Perhaps the most mind-bending consequence of store buffers arises in the context of self-modifying code. What happens when the data a CPU writes is, in fact, the very instructions it is about to execute? This creates an internal race condition within the processor itself. The execution unit writes the new instructions into its store buffer. Meanwhile, the fetch unit may be trying to read the old instructions from the instruction cache or a specialized trace cache. If the fetch is not correctly synchronized with the completion of the store, the CPU will execute stale code. To prevent this, the hardware must employ a sophisticated mechanism: a fence to drain the store, followed by a snoop of the instruction-side caches to invalidate any entries corresponding to the modified code, all before the fetch unit is allowed to proceed. The store buffer's influence thus permeates the deepest and most intricate layers of the processor's own microarchitecture.
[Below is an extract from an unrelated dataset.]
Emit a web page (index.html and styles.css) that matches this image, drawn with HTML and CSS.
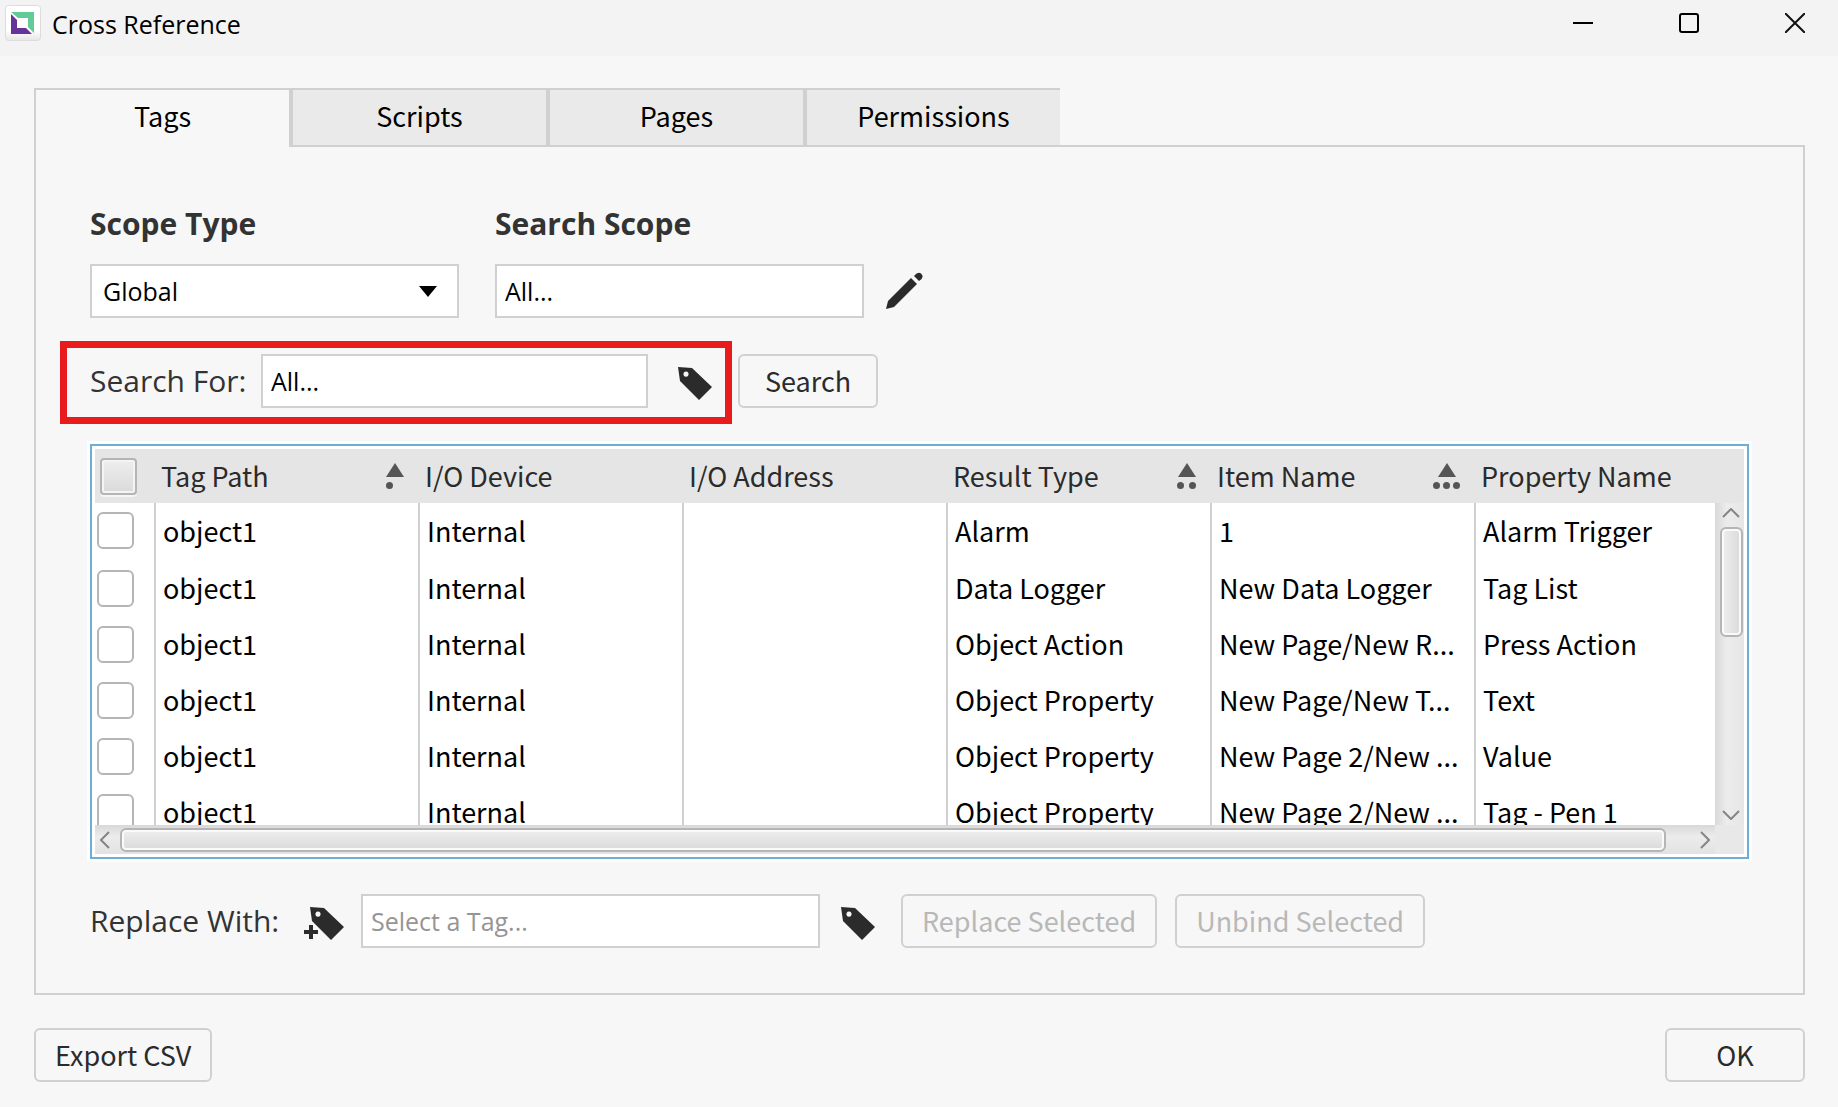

From optimizing memory traffic to enabling lock-free programming, from causing subtle bugs in multithreaded code to defining the rules for device interaction, the store buffer is a central character. It is a simple concept with a universe of consequences, a beautiful illustration of how a single engineering decision can ripple through every layer of a computer system, creating challenges and opportunities in equal measure.